Written instruction |
State the number of lines in these records that include the word "index", and add nothing to it.
-.-.-
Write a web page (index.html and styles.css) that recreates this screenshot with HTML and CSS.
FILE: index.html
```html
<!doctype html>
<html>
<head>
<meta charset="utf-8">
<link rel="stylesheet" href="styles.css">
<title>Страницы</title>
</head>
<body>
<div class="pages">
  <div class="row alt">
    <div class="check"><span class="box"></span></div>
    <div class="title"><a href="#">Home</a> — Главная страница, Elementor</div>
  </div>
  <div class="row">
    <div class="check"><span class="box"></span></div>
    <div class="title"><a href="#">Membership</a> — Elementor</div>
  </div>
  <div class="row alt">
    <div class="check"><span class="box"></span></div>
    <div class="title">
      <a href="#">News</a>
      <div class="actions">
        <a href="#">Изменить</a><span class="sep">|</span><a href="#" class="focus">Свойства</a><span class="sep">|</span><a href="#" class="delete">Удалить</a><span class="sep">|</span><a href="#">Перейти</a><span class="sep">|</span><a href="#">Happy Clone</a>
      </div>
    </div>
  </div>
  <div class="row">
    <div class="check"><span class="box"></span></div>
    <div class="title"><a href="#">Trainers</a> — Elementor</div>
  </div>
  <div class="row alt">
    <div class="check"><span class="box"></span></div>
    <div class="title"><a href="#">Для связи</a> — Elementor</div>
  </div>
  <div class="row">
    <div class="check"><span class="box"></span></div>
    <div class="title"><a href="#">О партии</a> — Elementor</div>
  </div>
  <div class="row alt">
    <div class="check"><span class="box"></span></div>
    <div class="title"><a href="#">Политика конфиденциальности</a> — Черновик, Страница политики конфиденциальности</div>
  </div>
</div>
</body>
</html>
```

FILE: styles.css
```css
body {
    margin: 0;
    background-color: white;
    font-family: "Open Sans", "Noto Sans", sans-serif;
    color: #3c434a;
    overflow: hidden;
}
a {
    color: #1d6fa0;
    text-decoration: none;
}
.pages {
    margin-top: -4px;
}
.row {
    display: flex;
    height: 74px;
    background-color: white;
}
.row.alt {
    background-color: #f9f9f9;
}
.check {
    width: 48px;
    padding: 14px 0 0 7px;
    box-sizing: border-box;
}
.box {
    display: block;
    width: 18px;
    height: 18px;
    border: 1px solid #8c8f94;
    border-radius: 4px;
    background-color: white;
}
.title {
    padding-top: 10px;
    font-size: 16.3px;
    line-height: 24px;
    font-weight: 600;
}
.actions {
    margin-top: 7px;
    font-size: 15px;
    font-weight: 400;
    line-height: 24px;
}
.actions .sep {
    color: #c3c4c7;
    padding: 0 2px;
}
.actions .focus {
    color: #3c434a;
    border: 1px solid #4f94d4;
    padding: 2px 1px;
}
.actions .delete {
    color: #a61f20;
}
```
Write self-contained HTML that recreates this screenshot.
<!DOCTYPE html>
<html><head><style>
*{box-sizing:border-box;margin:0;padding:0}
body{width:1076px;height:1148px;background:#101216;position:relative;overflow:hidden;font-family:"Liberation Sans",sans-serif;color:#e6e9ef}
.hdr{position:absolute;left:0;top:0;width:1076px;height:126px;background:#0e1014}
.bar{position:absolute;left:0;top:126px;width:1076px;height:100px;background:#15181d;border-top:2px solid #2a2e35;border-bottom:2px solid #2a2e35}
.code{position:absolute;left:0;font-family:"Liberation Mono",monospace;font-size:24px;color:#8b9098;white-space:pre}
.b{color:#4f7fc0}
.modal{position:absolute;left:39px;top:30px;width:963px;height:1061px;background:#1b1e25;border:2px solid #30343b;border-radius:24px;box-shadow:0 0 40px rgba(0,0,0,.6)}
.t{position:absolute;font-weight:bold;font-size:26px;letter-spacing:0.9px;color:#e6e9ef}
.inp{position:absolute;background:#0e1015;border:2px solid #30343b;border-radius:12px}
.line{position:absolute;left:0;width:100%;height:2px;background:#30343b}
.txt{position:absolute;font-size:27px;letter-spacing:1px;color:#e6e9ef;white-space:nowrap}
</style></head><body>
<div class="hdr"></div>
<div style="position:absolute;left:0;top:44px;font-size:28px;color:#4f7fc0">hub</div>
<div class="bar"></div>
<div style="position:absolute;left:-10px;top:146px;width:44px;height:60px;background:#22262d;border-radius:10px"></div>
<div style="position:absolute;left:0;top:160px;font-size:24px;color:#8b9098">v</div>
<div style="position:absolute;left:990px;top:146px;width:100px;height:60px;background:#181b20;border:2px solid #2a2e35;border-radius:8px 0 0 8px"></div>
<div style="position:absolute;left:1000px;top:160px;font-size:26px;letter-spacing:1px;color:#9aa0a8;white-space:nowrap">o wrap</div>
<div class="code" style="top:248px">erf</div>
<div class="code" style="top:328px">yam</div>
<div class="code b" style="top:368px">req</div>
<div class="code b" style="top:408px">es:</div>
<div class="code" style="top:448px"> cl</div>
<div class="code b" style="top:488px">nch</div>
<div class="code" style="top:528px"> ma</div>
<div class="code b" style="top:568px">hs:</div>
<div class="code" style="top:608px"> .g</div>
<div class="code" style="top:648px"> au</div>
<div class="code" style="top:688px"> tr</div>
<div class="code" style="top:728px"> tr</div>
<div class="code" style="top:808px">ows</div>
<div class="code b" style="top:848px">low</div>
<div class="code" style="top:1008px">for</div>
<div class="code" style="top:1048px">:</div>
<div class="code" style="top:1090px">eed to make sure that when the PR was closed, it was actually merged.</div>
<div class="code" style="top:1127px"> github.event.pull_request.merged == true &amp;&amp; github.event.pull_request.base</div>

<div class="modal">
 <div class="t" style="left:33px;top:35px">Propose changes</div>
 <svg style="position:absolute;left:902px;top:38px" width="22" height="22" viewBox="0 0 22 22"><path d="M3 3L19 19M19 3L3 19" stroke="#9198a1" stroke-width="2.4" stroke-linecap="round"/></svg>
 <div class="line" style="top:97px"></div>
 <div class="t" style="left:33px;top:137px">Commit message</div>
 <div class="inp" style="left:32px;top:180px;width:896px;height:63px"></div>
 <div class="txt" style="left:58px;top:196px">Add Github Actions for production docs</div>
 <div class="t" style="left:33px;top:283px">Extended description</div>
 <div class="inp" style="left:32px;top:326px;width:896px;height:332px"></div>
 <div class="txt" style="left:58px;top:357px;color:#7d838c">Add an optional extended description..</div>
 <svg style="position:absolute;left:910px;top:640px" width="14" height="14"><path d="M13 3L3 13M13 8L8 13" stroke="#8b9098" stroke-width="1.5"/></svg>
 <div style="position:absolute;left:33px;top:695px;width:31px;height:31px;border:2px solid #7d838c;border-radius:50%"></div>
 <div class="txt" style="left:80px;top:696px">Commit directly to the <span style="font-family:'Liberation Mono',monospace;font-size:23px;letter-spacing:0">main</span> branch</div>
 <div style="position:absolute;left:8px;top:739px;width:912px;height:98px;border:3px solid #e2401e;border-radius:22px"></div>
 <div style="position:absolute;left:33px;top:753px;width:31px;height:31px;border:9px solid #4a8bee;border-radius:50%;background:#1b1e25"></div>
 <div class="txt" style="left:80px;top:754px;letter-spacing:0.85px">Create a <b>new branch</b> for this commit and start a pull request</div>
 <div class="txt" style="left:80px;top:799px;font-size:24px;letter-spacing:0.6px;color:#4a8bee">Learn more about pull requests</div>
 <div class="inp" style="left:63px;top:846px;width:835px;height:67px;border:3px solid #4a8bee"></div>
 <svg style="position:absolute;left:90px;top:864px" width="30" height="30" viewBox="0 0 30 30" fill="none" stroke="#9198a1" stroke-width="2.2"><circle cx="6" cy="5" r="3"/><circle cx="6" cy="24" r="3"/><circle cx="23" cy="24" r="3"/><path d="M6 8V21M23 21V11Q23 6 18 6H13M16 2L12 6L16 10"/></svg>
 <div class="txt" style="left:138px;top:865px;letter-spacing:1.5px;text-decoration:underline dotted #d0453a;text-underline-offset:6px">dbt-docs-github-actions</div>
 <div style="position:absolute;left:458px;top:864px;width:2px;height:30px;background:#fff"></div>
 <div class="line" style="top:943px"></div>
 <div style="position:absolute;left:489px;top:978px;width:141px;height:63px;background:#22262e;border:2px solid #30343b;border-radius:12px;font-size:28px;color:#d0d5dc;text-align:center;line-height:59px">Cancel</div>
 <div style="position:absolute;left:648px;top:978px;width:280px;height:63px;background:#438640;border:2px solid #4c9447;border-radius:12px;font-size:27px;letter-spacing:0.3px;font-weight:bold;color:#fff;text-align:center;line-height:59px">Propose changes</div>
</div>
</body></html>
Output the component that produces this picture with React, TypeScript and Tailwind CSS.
-.-.-
The solution |
2